Procedure: Immediate and Delayed Naming Task

Participants were seated in a dimly lit room at a distance of 60 cm from a computer screen piloted by a PC computer. A trial started with a white fixation point (symbol “+”) displayed at the center of the screen for 300 msec, followed by an empty screen for 300 msec. A white letter then appeared at the center of the screen, and the participant had to say the letter name aloud into a microphone as quickly as possible. The “immediate naming time” corresponds to the delay between the presentation of the letter and the beginning of the vocal response detected by the computer. The letter disappeared immediately after the response and was followed by an empty screen for a randomized delay varying from 1 to 2 sec. On 80% of the trials, a green circle then appeared at the center of the screen, and participants had to name again the previously presented letter as quickly as possible. The “delayed naming time” corresponds to the delay between the presentation of the green circle and the vocal response. On the remaining 20% of the trials, a red circle appeared for 1 sec, and participants had to remain silent. The trial ended with the presentation of an empty screen (i.e., intertrial interval) during 750 msec. The use of both a randomized delay between the naming of the letter and the presentation of the green circle and a conditional response (i.e., delayed naming was conditional on presentation of the green circle) are two methodological improvements over standard versions of the delayed naming procedure, which were expected to reduce the occurrence of anticipatory responses and improve the quality of the resulting delayed naming measure (see Figure 1A).

Figure 1. 

(A) Procedure for the immediate naming and delayed naming tasks. (B) Procedure for the one-back task during ERP recordings.

Figure 1. 

(A) Procedure for the immediate naming and delayed naming tasks. (B) Procedure for the one-back task during ERP recordings.

For both the immediate naming and delayed naming latencies, responses were recorded using a microphone connected to a PST Serial Response Box (Psychology Software Tools) interfaced with the computer. Each letter appeared randomly for 125 times, leading to 26 × 125 = 3250 immediate naming response times per participant. Because 80% of the trials were followed by a green circle, participants had to produce 100 delayed naming responses for each letter, leading to 26 × 100 = 2600 delayed naming response times per participants. The experiment was divided in two sessions that lasted approximately 2.5 hr each. Each session was divided into 13 and 12 blocks, one block being composed of 5 × 26 = 130 trials and lasting approximately 11 min. Participants were free to take a break between each of these experimental blocks. This first part of the experiment lasted approximately 5.5 hrs per participant.

Procedure: ERP Task

After completing informed consent, participants were seated comfortably in a sound-attenuated and dimly lit room. They were informed that the experiment was composed of regular and test trials. On regular trials, a letter appeared at the center of the screen, and the task was simply to read it silently. On test trials, a green square was displayed indicating that they would have to compare the previous letter with the upcoming one. In this case, participants were instructed to press the right button if the two items were identical and the left button otherwise (participants held a game pad in their hands, allowing responses to be given with their index finger).
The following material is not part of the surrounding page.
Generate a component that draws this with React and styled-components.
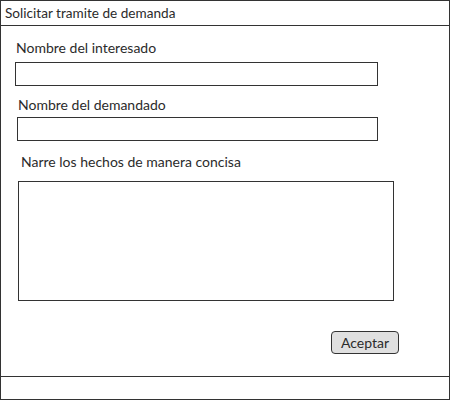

A regular trial started with a fixation point (“+”) for 700 msec, followed by an empty screen for 700 msec, the target letter for 500 msec, and an empty screen for 700 msec (intertrial interval). A test trial started with the presentation of a fixation point (“+”) for 700 msec, followed by an empty screen for 200 msec, a green square for 300 msec, an empty screen for 300 msec, a fixation point (“+”) for 700 msec, an empty screen for 700 msec, the to-be-compared letter for 300 msec, and finally, the words “same or different.” Participants then had to produce their response, and the next trial started after an empty screen of 700 msec (see Figure 1B).

Each letter appeared randomly for 100 times during the experiment leading to 2600 regular trials. Each letter was followed six times by a test trial, leading to 312 test trials per letter (12% of the trials). The experiment was organized in two sessions that lasted approximately 1.5 hr each, with each session organized in 10 blocks. Only the ERPs recorded during the regular trials were retained for the analysis. This second part of the experiment lasted approximately 5 hr per participant (including the EEG preparation).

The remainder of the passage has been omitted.